What can we, as individuals on the liberal or progressive end of the political spectrum, do to survive?
Leave the country (not so easy unless you have substantial income/wealth, or an in-demand skill).
Intensify peaceful, last-minute protests.
Tune out: Strive to ignore the worsening political scene.
Weigh the merits and drawbacks of splitting the country into red and blue nations: a drastic and difficult action.
Editor Jim Flammang chose to aim at the first solution. Now a widower, following the passing of his beloved wife Marianne last November, he is contemplating a move to Mexico on at least a periodic, but preferably semi-permanent, basis. For now, he has arranged to be in Mexico City on Election Day, and (if the worst happens) hopes to be outside the U.S. on the day of Donald Trump's Inauguration – sure to be among the darkest days in American history. Those of us pondering or contemplating leaving the country need to do some hard thinking/planning for a more appealing future, elsewhere in the world.
Gunshots: Not Again ... and Again and Again!
One week in April 2023 was a big one for gun-wielding homeowners. When a 16-year-old Black boy went to the wrong house in Kansas City to pick up his siblings and rang the bell, the 84-year-old white man inside answered with gunshots. Days later in upstate New York, a young woman passenger was shot and killed by a 65-year-old man, after her driver turned into the wrong driveway. On a Saturday night in Alabama, a Sweet Sixteen party for a 16-year-old girl ended with four killed and 32 injured. Late on a Tuesday, two teen cheerleaders were shot in a Texas supermarket parking lot when one of them tried to open a car door, mistakenly thinking it was her own vehicle.
In Nashville in March 2023, a shooter fired 152 shots inside a Christian elementary school, killing six: three 9-year-olds and three adults. Early in May, a man killed eight at a Texas outlet mall. Two mass shootings took place in California within a two-day period. Eleven lay dead, with nine injured, in an attack on a dance studio near Los Angeles, as elder Chinese-Americans celebrated Lunar New Year.
During 2023, more than 630 mass shootings took place, according to the Gun Violence Archive. The nation's shooting spree continued into 2024. Early in February, a woman with a small child in tow fired shots into a crowd at Joel Osteen's Houston megachurch; one child was shot and the shooter killed. A day later, a shooter opened fire during Rush Hour at a New York subway platform, killing one and injuring five. In September, a teenage boy went on a killing rampage armed with an assault rifle ndash; a gift from his parents. And on, and on, and on.
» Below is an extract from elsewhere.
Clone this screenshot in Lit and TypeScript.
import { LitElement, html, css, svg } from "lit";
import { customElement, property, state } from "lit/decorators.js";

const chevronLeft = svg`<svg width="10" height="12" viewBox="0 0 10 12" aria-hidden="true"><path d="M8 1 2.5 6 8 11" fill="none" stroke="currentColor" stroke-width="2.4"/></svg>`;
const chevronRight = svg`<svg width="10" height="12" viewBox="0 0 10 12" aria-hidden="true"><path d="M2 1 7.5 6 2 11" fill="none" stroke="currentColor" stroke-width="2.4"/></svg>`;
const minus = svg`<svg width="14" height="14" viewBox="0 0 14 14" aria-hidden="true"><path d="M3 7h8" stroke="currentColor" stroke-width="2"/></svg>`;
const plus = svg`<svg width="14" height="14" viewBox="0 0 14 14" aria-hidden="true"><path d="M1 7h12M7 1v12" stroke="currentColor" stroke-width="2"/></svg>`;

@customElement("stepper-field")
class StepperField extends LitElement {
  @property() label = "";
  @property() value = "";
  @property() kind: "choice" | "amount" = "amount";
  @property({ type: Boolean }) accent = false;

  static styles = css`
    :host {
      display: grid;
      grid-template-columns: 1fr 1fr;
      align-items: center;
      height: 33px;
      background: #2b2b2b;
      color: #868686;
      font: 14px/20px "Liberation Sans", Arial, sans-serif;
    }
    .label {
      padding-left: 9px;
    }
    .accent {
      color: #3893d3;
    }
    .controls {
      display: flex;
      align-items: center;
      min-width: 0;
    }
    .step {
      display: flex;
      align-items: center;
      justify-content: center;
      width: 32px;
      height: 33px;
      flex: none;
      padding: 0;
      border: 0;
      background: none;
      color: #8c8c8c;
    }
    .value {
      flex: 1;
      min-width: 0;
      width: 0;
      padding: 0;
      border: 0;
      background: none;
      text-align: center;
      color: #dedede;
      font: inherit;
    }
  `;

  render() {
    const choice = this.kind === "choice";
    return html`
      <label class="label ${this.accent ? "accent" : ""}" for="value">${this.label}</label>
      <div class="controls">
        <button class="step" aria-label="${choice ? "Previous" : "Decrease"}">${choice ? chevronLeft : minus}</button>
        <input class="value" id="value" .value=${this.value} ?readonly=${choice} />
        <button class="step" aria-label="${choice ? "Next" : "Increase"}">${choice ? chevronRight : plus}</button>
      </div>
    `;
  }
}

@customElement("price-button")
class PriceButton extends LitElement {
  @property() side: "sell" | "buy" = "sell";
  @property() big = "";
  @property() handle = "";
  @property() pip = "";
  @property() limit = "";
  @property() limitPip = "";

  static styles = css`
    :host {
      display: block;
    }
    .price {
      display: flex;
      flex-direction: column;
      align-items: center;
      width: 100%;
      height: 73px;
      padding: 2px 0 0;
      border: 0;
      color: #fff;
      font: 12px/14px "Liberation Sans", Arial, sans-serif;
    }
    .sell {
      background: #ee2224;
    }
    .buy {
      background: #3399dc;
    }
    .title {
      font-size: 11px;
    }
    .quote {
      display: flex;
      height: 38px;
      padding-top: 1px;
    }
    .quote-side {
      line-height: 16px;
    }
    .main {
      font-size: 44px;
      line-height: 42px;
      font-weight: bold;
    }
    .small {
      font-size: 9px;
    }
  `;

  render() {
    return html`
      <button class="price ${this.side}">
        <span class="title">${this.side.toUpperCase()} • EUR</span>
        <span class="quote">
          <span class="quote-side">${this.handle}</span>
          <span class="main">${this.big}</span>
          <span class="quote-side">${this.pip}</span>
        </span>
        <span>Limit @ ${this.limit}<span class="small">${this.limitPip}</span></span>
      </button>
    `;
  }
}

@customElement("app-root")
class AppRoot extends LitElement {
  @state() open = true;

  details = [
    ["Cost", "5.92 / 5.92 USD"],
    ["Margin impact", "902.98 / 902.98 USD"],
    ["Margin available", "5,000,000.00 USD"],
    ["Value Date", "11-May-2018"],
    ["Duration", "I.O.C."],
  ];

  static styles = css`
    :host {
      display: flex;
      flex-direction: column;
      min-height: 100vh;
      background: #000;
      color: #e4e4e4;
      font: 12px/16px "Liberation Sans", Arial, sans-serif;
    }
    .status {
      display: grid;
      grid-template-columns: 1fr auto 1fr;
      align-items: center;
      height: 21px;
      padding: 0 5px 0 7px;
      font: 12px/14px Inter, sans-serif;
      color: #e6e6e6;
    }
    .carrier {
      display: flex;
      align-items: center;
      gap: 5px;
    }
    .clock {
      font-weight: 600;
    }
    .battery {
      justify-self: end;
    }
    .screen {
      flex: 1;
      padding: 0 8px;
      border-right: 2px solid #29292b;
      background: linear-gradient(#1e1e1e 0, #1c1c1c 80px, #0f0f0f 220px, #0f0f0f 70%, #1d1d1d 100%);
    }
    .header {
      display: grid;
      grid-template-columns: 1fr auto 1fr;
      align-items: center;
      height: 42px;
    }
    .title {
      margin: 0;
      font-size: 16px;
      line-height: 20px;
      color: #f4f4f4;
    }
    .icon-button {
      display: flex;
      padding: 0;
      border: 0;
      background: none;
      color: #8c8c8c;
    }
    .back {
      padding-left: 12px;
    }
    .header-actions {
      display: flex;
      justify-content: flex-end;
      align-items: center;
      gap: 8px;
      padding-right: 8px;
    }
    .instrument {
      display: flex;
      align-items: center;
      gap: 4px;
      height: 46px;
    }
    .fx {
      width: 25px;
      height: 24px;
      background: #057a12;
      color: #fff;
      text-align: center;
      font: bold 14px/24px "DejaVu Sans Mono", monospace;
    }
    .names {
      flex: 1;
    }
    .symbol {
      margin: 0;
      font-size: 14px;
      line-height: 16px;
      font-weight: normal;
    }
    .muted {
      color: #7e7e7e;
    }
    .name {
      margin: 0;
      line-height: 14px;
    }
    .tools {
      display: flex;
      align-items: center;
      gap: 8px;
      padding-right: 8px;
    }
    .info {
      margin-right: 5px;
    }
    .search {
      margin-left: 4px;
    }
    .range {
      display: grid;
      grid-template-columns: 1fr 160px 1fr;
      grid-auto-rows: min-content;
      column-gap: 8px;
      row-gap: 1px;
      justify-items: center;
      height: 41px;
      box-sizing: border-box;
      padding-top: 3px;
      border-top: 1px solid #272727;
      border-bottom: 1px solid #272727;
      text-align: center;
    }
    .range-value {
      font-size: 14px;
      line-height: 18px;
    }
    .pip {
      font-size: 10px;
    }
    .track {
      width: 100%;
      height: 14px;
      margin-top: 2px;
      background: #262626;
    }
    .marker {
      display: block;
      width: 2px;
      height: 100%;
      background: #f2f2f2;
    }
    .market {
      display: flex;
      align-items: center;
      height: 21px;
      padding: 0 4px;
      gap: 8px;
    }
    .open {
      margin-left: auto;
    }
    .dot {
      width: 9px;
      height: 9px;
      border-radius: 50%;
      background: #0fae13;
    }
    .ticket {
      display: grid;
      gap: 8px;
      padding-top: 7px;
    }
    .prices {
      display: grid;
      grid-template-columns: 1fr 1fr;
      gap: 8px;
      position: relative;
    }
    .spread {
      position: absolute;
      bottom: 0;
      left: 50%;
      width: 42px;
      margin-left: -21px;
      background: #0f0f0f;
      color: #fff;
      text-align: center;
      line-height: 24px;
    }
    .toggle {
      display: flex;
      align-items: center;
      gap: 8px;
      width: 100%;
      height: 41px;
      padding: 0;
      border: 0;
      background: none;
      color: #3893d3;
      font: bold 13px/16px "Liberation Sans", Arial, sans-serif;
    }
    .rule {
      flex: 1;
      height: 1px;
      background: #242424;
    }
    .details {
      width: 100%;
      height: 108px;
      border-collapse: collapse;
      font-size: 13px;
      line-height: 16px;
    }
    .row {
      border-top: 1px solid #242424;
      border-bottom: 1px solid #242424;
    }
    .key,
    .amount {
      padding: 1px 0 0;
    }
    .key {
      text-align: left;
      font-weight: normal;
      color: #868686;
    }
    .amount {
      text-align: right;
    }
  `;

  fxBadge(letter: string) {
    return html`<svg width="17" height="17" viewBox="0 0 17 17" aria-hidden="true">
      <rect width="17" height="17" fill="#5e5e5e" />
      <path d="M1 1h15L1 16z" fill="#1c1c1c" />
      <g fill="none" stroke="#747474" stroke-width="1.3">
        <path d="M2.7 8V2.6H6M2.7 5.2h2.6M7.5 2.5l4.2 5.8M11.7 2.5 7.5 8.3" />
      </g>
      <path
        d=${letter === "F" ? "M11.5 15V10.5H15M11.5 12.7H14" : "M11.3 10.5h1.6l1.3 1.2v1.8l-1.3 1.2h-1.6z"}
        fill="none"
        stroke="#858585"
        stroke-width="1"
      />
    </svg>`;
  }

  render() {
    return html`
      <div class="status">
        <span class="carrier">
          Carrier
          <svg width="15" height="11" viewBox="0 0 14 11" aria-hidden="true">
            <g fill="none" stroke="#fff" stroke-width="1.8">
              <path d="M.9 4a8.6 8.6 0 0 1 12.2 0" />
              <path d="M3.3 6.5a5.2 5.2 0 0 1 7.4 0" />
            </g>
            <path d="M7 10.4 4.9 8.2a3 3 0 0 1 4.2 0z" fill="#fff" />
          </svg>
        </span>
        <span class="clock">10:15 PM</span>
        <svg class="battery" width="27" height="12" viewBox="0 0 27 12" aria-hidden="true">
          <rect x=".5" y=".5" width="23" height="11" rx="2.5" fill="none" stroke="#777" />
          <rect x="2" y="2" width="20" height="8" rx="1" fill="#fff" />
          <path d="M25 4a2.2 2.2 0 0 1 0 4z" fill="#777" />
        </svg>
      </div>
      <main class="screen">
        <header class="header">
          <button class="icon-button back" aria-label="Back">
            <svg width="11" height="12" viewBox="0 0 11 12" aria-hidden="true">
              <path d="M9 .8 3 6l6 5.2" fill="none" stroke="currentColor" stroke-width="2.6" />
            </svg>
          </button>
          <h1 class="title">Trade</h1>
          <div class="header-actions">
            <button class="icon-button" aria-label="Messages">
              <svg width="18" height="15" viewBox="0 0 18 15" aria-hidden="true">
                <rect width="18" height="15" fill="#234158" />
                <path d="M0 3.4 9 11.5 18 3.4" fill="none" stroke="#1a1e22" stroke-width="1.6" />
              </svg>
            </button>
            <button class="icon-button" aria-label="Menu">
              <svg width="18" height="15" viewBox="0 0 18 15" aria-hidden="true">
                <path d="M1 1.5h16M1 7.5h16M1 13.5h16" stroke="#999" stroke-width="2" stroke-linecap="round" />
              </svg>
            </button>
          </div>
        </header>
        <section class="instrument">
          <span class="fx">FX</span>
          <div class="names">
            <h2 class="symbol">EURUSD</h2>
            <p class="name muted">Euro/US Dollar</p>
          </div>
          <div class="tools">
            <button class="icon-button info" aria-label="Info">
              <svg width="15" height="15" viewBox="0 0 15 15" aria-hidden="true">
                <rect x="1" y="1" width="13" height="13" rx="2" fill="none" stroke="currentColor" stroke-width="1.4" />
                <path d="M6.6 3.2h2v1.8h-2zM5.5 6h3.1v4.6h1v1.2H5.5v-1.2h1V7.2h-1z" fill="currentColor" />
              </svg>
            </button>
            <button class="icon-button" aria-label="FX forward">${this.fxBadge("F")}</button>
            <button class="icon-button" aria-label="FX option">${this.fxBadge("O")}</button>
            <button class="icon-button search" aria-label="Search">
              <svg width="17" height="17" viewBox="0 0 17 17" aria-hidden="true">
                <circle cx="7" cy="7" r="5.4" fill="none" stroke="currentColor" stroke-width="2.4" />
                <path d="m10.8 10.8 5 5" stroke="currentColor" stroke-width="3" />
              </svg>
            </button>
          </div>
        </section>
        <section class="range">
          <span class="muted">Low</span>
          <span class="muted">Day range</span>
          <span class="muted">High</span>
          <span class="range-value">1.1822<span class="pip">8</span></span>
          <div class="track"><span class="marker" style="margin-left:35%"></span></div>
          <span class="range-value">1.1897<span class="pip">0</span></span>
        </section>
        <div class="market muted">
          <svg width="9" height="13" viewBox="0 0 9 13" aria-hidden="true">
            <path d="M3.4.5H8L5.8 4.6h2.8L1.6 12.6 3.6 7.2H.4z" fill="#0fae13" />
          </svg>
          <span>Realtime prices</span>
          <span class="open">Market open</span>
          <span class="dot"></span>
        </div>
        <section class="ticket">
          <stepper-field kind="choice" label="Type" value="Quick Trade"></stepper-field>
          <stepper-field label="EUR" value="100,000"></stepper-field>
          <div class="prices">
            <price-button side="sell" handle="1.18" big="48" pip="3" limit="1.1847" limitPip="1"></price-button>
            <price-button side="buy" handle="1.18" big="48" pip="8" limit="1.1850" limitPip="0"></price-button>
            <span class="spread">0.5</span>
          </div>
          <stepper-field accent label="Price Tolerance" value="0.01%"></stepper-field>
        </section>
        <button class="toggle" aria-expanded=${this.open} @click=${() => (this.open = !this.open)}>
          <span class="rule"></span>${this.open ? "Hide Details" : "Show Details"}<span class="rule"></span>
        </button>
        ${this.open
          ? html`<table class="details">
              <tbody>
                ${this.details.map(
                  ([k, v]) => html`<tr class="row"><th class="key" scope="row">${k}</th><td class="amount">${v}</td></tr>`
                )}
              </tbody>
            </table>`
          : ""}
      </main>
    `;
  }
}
When Will We Finally Learn: GUNS KILL!
Gun Advocates: Don't forget Annabell and Xavier
Annabell Guadalupe Rodriguez and Xavier James Lopez, both age 10, were best friends who texted "I love you" to each other. Acknowledging the young sweethearts' affection, their mothers had them buried next to each other in Uvalde, Texas. They were among 19 children and two teachers murdered in school.
Donald Trump:
Inevitably the
Partial President
Unlike any predecessors, Mr. Trump has never even pretended to be president of all the people; only his followers and MAGA Republicans. Everyone else was deemed an enemy, subject to verbal abuse. As his utterances, tweets, and actions made perfectly clear for four years, he was emphatically not the president of Democrats and progressives. For additional comments on early Trumpism, please Click here.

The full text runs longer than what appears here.